John Graves writes about carving out a life in the sparsely populated cedar hills of northern Texas. In doing so he accomplishes what can make essays so satisfying to read: He takes the mundane observations and details of everyday life and shapes them into something not mundane at all. What otherwise would have been a fleeting response is preserved in a form that others can share.

Although the land on which the author dwells has long been drained of agricultural productiveness, it still provides him with a less tangible yield.For one thing, its isolation has caused him to be self-sufficient. In "Notes of an Uncertain Blue Collar Man" he recounts his struggles to rewire the barn, dig a hole for a septic tank, and patch a leak in the trough from which his heifers drink, all necessary tasks when the nearest plumber or electrician is many miles away. But as grubby as these jobs are, they are not without compensations.

"You go ahead and cope because you chose to be where you are and still like being there, and coping is part of the bargain," he writes. "And in it, too, you attain sometimes the pleasant illusion, rare these days, of dominating the world around you, technology and all."

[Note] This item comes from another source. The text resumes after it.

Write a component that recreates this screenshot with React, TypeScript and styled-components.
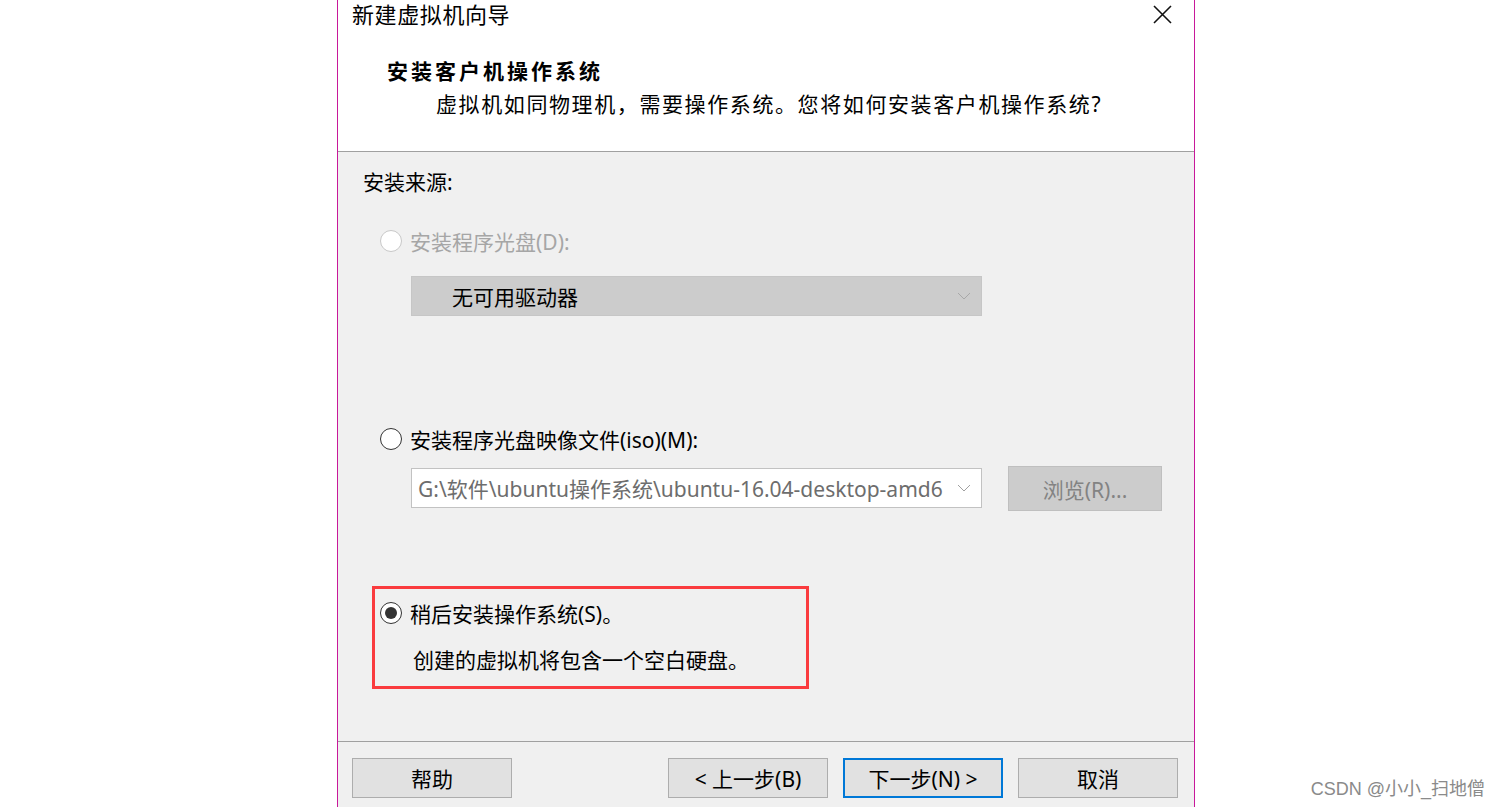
import React from 'react'
import styled, { createGlobalStyle } from 'styled-components'

const GlobalStyle = createGlobalStyle`
  html, body {
    margin: 0;
    padding: 0;
    background: #ffffff;
    overflow: hidden;
  }
  body {
    font-family: "Noto Sans", "Noto Sans CJK SC", sans-serif;
    color: #000;
  }
`

const Page = styled.div`
  position: relative;
  width: 1498px;
  height: 807px;
  display: flex;
`

const Dialog = styled.div`
  margin-left: 337px;
  width: 856px;
  height: 807px;
  border-left: 1px solid #c8189a;
  border-right: 1px solid #c8189a;
  display: flex;
  flex-direction: column;
  background: #f0f0f0;
  overflow: hidden;
`

const Header = styled.div`
  height: 151px;
  background: #ffffff;
  border-bottom: 1px solid #a0a0a0;
  display: flex;
  flex-direction: column;
`

const TitleBar = styled.div`
  height: 28px;
  display: flex;
  align-items: center;
  justify-content: space-between;
  padding: 0 22px 0 14px;
`

const WindowTitle = styled.div`
  font-size: 22px;
  letter-spacing: 0.6px;
  line-height: 28px;
  color: #000;
`

const CloseButton = styled.div`
  width: 20px;
  height: 20px;
  display: flex;
  align-items: center;
  justify-content: center;
`

const StepTitle = styled.div`
  margin: 28px 0 0 49px;
  font-size: 21px;
  font-weight: bold;
  letter-spacing: 3px;
  line-height: 30px;
`

const StepSubtitle = styled.div`
  margin: 3px 0 0 98px;
  font-size: 21px;
  letter-spacing: 1.6px;
  line-height: 30px;
`

const Body = styled.div`
  height: 589px;
  border-bottom: 1px solid #a0a0a0;
  display: flex;
  flex-direction: column;
  padding-left: 25px;
`

const SourceLabel = styled.div`
  margin-top: 15px;
  font-size: 21px;
  line-height: 30px;
`

const RadioRow = styled.div<{ $top: number; $left?: number; $disabled?: boolean }>`
  margin-top: ${({ $top }) => $top}px;
  margin-left: ${({ $left }) => $left ?? 17}px;
  display: flex;
  align-items: center;
  gap: 8px;
  height: 30px;
  font-size: 21px;
  color: ${({ $disabled }) => ($disabled ? '#a6a6a6' : '#000')};
`

const RadioCircle = styled.span<{ $checked?: boolean; $disabled?: boolean }>`
  box-sizing: border-box;
  width: 22px;
  height: 22px;
  border-radius: 50%;
  border: 1.5px solid ${({ $disabled }) => ($disabled ? '#c8c8c8' : '#333')};
  background: #fff;
  display: flex;
  align-items: center;
  justify-content: center;

  &::after {
    content: '';
    display: ${({ $checked }) => ($checked ? 'block' : 'none')};
    width: 12px;
    height: 12px;
    border-radius: 50%;
    background: #333;
  }
`

const FieldRow = styled.div<{ $top: number }>`
  margin-top: ${({ $top }) => $top}px;
  margin-left: 48px;
  display: flex;
  align-items: flex-start;
  gap: 26px;
`

const Combo = styled.div<{ $disabled?: boolean }>`
  box-sizing: border-box;
  width: 571px;
  height: 40px;
  border: 1px solid ${({ $disabled }) => ($disabled ? '#c6c6c6' : '#c2c2c2')};
  background: ${({ $disabled }) => ($disabled ? '#cccccc' : '#ffffff')};
  display: flex;
  align-items: center;
  font-size: 21px;
`

const ComboText = styled.span<{ $pad: number; $muted?: boolean }>`
  flex: 1;
  padding-left: ${({ $pad }) => $pad}px;
  white-space: nowrap;
  color: ${({ $muted }) => ($muted ? '#6d6d6d' : '#000')};
`

const Chevron = styled.span`
  width: 34px;
  display: flex;
  justify-content: center;
`

const BrowseButton = styled.div`
  box-sizing: border-box;
  width: 154px;
  height: 45px;
  border: 1px solid #bfbfbf;
  background: #cccccc;
  color: #838383;
  font-size: 21px;
  display: flex;
  align-items: center;
  justify-content: center;
  margin-top: -2px;
`

const Highlight = styled.div`
  box-sizing: border-box;
  margin-top: 75px;
  margin-left: 9px;
  width: 437px;
  height: 103px;
  border: 3px solid #fa3b3e;
  display: flex;
  flex-direction: column;
`

const Note = styled.div`
  margin: 17px 0 0 38px;
  font-size: 21px;
  line-height: 30px;
`

const Footer = styled.div`
  display: flex;
  align-items: center;
  justify-content: space-between;
  padding: 16px 16px 0 14px;
`

const ButtonGroup = styled.div`
  display: flex;
  gap: 15px;
`

const DialogButton = styled.div<{ $primary?: boolean }>`
  box-sizing: border-box;
  width: 160px;
  height: 40px;
  background: #e1e1e1;
  border: ${({ $primary }) => ($primary ? '2px solid #0078d7' : '1px solid #adadad')};
  font-size: 21px;
  display: flex;
  align-items: center;
  justify-content: center;
  color: #000;
`

const Watermark = styled.div`
  position: absolute;
  right: 13px;
  bottom: 7px;
  font-size: 18px;
  color: #8a8a8a;
  font-family: "Liberation Sans", "Noto Sans CJK SC", sans-serif;
`

const ChevronIcon = ({ color }: { color: string }) => (
  <svg width="14" height="8" viewBox="0 0 14 8">
    <path d="M1 1 L7 7 L13 1" fill="none" stroke={color} strokeWidth="1" />
  </svg>
)

const CloseIcon = () => (
  <svg width="19" height="19" viewBox="0 0 19 19">
    <path d="M1 1 L18 18 M18 1 L1 18" stroke="#111" strokeWidth="1.6" />
  </svg>
)

export default function App() {
  return (
    <Page>
      <GlobalStyle />
      <Dialog>
        <Header>
          <TitleBar>
            <WindowTitle>新建虚拟机向导</WindowTitle>
            <CloseButton>
              <CloseIcon />
            </CloseButton>
          </TitleBar>
          <StepTitle>安装客户机操作系统</StepTitle>
          <StepSubtitle>虚拟机如同物理机，需要操作系统。您将如何安装客户机操作系统?</StepSubtitle>
        </Header>

        <Body>
          <SourceLabel>安装来源:</SourceLabel>

          <RadioRow $top={29} $disabled>
            <RadioCircle $disabled />
            <span>安装程序光盘(D):</span>
          </RadioRow>
          <FieldRow $top={20}>
            <Combo $disabled>
              <ComboText $pad={40}>无可用驱动器</ComboText>
              <Chevron>
                <ChevronIcon color="#a8a8a8" />
              </Chevron>
            </Combo>
          </FieldRow>

          <RadioRow $top={108}>
            <RadioCircle />
            <span>安装程序光盘映像文件(iso)(M):</span>
          </RadioRow>
          <FieldRow $top={14}>
            <Combo>
              <ComboText $pad={6} $muted>
                G:\软件\ubuntu操作系统\ubuntu-16.04-desktop-amd6
              </ComboText>
              <Chevron>
                <ChevronIcon color="#a0a0a0" />
              </Chevron>
            </Combo>
            <BrowseButton>浏览(R)...</BrowseButton>
          </FieldRow>

          <Highlight>
            <RadioRow $top={9} $left={5}>
              <RadioCircle $checked />
              <span>稍后安装操作系统(S)。</span>
            </RadioRow>
            <Note>创建的虚拟机将包含一个空白硬盘。</Note>
          </Highlight>
        </Body>

        <Footer>
          <DialogButton>帮助</DialogButton>
          <ButtonGroup>
            <DialogButton>&lt; 上一步(B)</DialogButton>
            <DialogButton $primary>下一步(N) &gt;</DialogButton>
            <DialogButton>取消</DialogButton>
          </ButtonGroup>
        </Footer>
      </Dialog>
      <Watermark>CSDN @小小_扫地僧</Watermark>
    </Page>
  )
}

Beyond just coping, the expanse of land under his feet unleashes a wild creative desire to leave some sort of unique mark upon its surface. In "Building Fever" he describes his fascination with a decaying town in which crumbling limestone structures reveal the work of a zealous artisan he calls the Mad Arch Builder. While not enamored of the Roman arches that adorn each house and church, the author nevertheless feels a strong kinship with the man who made them. Huge stretches of undeveloped land inspire such building fantasies, he contends, revealing that his own has been to construct a 30-foot- high storage tower for water with a study on top "from which its exhausted builder might gaze out vacantly at the far horizons."

Another fantasy his region inspires is that buried treasure lurks beneath every plot of land. In "Coronado's Stepchildren" Graves amusingly describes the many vain hunts for Spanish silver and other legendary riches. Near his own property, he writes, is a hole 6 feet wide and 15 feet deep with a tunnel leading off from it. It was dug through solid limestone by a farmer "with picks and crowbars and dynamite, expecting to intersect some dream-certified chamber stuffed full of precious metals." Neither history nor the impenetrable geography of the region holds much promise of any treasures ever turning up; the attraction clearly is the hunt itself.

The raw material for these essays (others of which encompass his thoughts on cows, chickens, beekeeping, barbed-wire fences, and other homely matters) comes from a keen ability to discern the wonder of even the lowliest aspects of his surroundings. In a beautifully written essay called "Noticing" he defines what, for him, is the best part of country life -- the opportunity to observe the endless parade of activity staged by nature. While living in the city he effectively shut out the noises beneath his window, but in the country he is alert to every noise the insects make. This, he makes clear, is not from idle of even scientific curiosity -- it is from a need to survive. "Because if you grow careless about what's happening on the land, you stand a good chance of ending up broke and back in town," he writes, concluding with the idea that "in surroundings you care for and have chosen, you use eyes, ears, nose, taste buds, and whatever other aids you can muster for reception. You notice. And, noticing, you live."

After sampling the pleasures contained in his essays, one hopes that John Graves continues to share what he has noticed.